Latency under load — your endpoint is fast when you test it alone. Under 10,000 concurrent users it crawls. The slowness was never in the handler; it emerged when the parts competed for shared resources (CPU, connection pool, locks).
Deadlock — two transactions each hold a lock the other needs. Neither transaction is "buggy" on its own. The deadlock is a property of their interaction.

Emergence = behavior of the whole that you cannot find by inspecting any single part.

Why this matters on day one¶

You will be tempted to fix bugs by finding "the broken component." Sometimes that works. But the nastiest production incidents have no broken component — every service is doing exactly what it was told, and the system as a whole still falls over. If you only know how to look for a broken box, those incidents will be invisible to you.

3. You can't understand a system by studying parts alone¶

The classic engineering instinct is reductionism: break the system into parts, understand each part, and you understand the whole. This works for a car engine. It fails for a traffic jam.

A traffic jam is emergent. No single car is "the jam." It appears from the interaction of many cars, each braking slightly in response to the one ahead. You can inspect any individual car forever — perfect brakes, sober driver — and never explain the jam.

Distributed systems are full of traffic jams:

You: "The orders service is slow, let me profile it."
Profiler: "99% of time spent waiting on a downstream call. Code is fine."
Reality: every instance is retrying a flaky payment service, the retries
         are multiplying the load, and the whole thing is in a retry storm.
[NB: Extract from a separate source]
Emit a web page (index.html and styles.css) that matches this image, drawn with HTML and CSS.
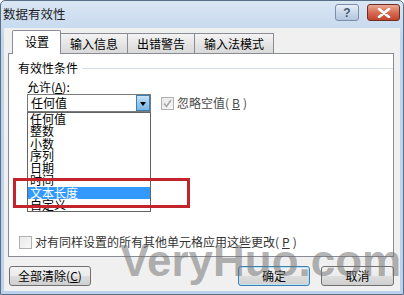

A profiler on one service shows you that service is waiting — but never shows you the feedback loop across services that created the wait. The cause is an interaction, not a component.

4. Where the bugs actually live: interfaces, not components¶

Junior engineers over-index on component code: "Is my function correct?" Senior engineers know that most production behavior — and most production bugs — live at the interfaces between components:

Mismatched timeouts (caller waits 30s, callee gives up at 5s, caller retries → load doubles).
A queue with no backpressure (producer faster than consumer → unbounded memory growth → OOM).
Two services with different ideas of what "retry-safe" means → duplicate charges.

None of these is a bug inside a function. They are bugs between functions. When you review code or debug an incident, train yourself to ask:

"What happens at the boundary? What does each side assume the other does?"

5. The system boundary is a choice you make¶

When you analyze a system, you draw a line: this is inside, that is outside. That line is not given by nature — you choose it, and the choice changes your conclusions.

Example: "Our checkout is slow." Where's the boundary?

Boundary = your service only → "My code is fast, not my problem."
Boundary = your service + the database → "The query is slow, index it."
Boundary = your service + DB + the third-party tax API → "The tax API times out under load, and our retry makes it worse."

Same incident, three different "answers," purely because you drew the boundary in three different places. Drawing it too small is the single most common rookie mistake: you declare victory inside your box while the system keeps failing.

6. The map is not the territory¶

Your architecture diagram is a map. It shows boxes and arrows. It does not show:

The retry storm that appears at 3am under load.
The feedback loop where a slow DB causes timeouts that cause retries that cause a slower DB.
The actual latencies, queue depths, and lock contention.

The diagram is true and useful — and it omits exactly the emergent behavior that will page you. "The map is not the territory" means: never confuse the clean diagram with the messy running system. When the system misbehaves in a way your diagram can't explain, that's not a paradox — that's emergence, and the diagram simply didn't have room for it.

7. Practical habits to start now¶

When debugging, name the interaction, not just the component. "The DB is slow" is half an answer. "The DB is slow because every API retry triples the query load" is a systems answer.
Read the arrows in any diagram first. Timeouts, retries, queue sizes, and connection limits explain more incidents than any single service's internals.
Test under load, not just in isolation. Latency-under-load is emergent; a unit test will never show it to you.
Widen the boundary before declaring "not my problem." The problem is often one box outside the line you first drew.

8. Where this goes next¶

This is the foundation of the whole systems-thinking section. The specific mechanisms of emergence get their own topics:

The interactions that create emergence are usually loops → Feedback Loops.
Fixes that work locally but break the whole later → Second-Order Effects.
How to picture a system well enough to reason about it → Mental Models of Systems.

Back to the engineering-thinking roadmap.

Takeaways¶

A system = elements + interconnections + purpose (Meadows).
Emergence: the whole has properties (throughput, latency-under-load, deadlock) that no part has.
Reductionism — studying parts alone — misses emergent behavior; a profiler on one service won't reveal a cross-service retry storm.
Most behavior and most bugs live at the interfaces, not inside components.
The boundary you draw is a choice that changes your answer.
The diagram is not the system; it omits the emergent behavior that pages you.